Buenanueva also criticized the "sick system within the Church that covered up or that didn't favor the abuses coming to light and ended up favoring the criminal."
Critics say then-Cdl. Jorge Bergoglio was part of the "sick system" that "covered up" or blocked "abuses coming to light and ended up favoring the criminal."
For example, in 1989, Sebastián Cuattromo, a student at a Catholic school in Buenos Aires, was the victim of homosexual predation by a teacher at the school, Br. Fernando Enrique Picciochi. In 2002, when Cuattromo sought help in seeking justice from the diocese — then headed by Bergoglio — Fr. Mario Poli (Bergoglio's deputy) blocked Cuattromo for seven years.
One of the first moves Bergoglio made as Pope Francis was to make Poli the archbishop of Buenos Aires.
Bergoglio also protected convicted pedophile Fr. Julio César Grassi in Argentina, spearheading a commission to exonerate him.

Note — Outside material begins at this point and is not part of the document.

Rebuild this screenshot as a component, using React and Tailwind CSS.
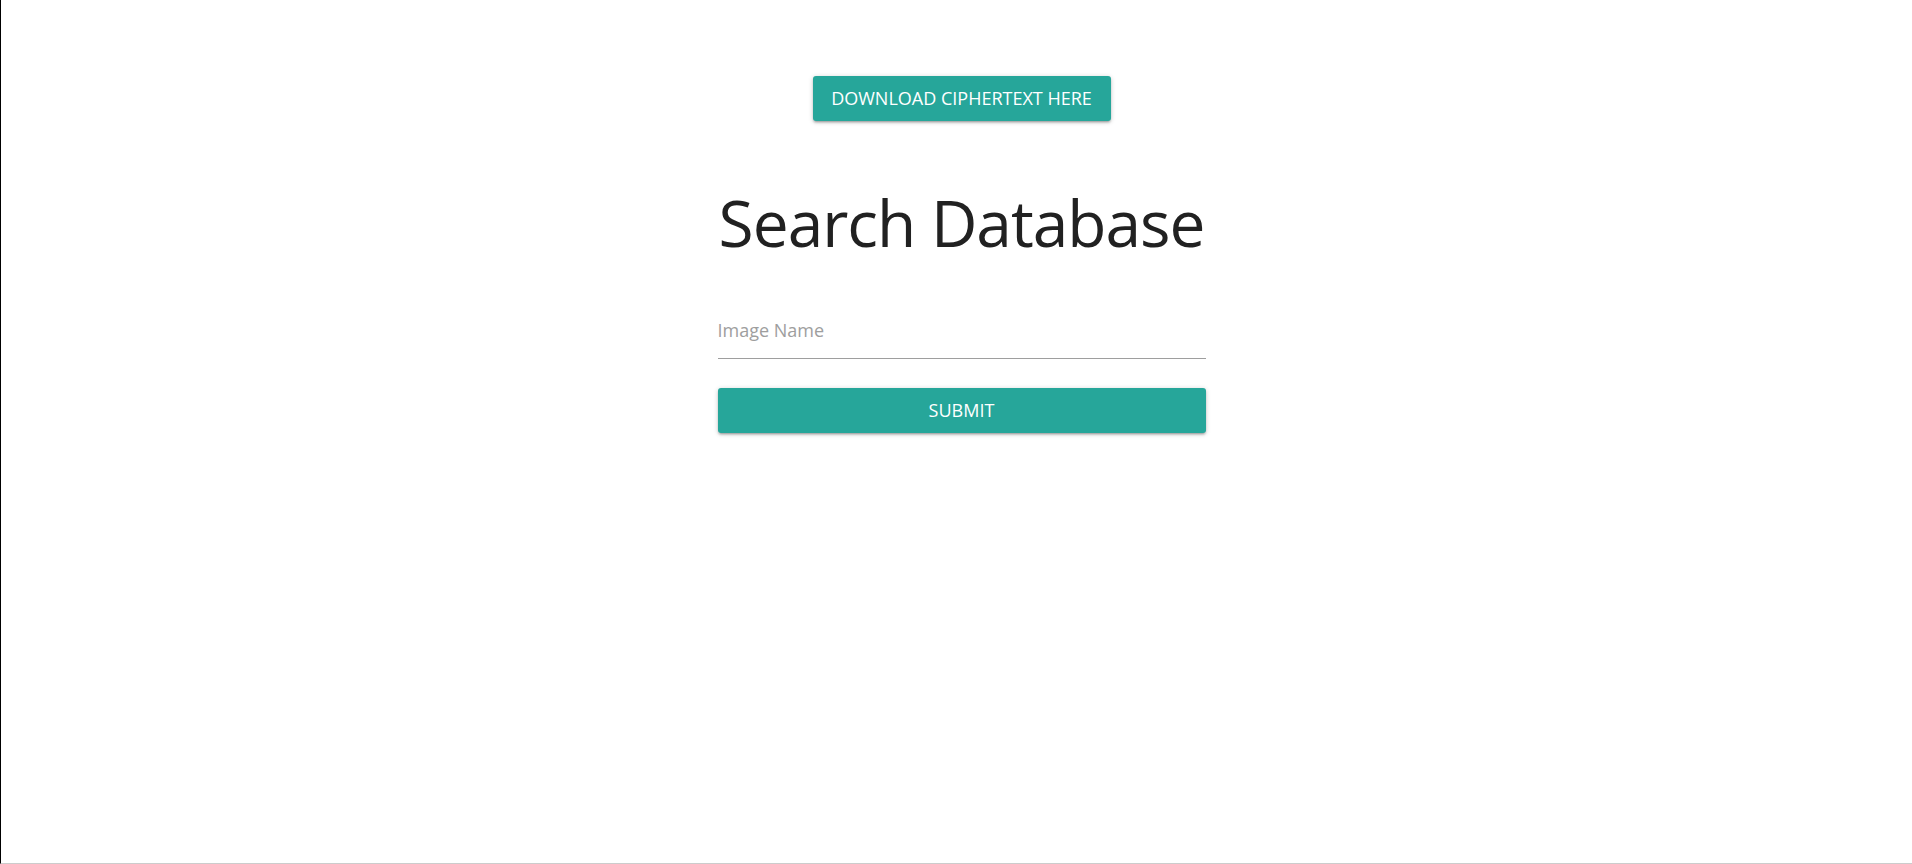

In 2009 Grassi was convicted of molesting a boy in a shelter for street children founded by Grassi himself. Grassi was eventually arrested but remained free for four years, owing in part to a secret study commissioned by Bergoglio, then president of the Argentine bishops' conference. The study was presented to the court in the hopes of persuading it to rule in Grassi's favor; the court ultimately rejected Bergoglios' attempt to exonerate Grassi, and his conviction was upheld.
Bergoglio also famously "favored the criminal" when he turned a cold shoulder to the lawyer and the families of sexually assaulted girls (aged 11–14) who had been preyed upon by the notorious abuser Fr. Mario Napoleón Sasso. They had asked to meet with Bergoglio, whose cathedral was just 25 miles away. Bergoglio ignored their request, offered no apology, offered no financial restitution — and took no action against Sasso.
These specific, circumscribed cases represent not only history but also the current general context of the abuse crisis in Argentina and would no doubt surround Francis' anticipated, but not yet scheduled, visit to his homeland.
When Francis visited Chile, Argentina's neighbor, in January 2018, he had to confront the anger of Chilean protestors, furious at clerical child abuse and its cover-up. Francis begged for forgiveness for damage done to children raped and molested by priests. One of the Chilean protestors said, "The pastors are eating the flock."
No doubt, such sentiments would greet Francis in Argentina.
But tears of sorrow are also being shed by and for victims of clerical sexual abuse, for their families, and for the state of the Church in Argentina. The words "Don't cry for me, Argentina" have acquired new meaning.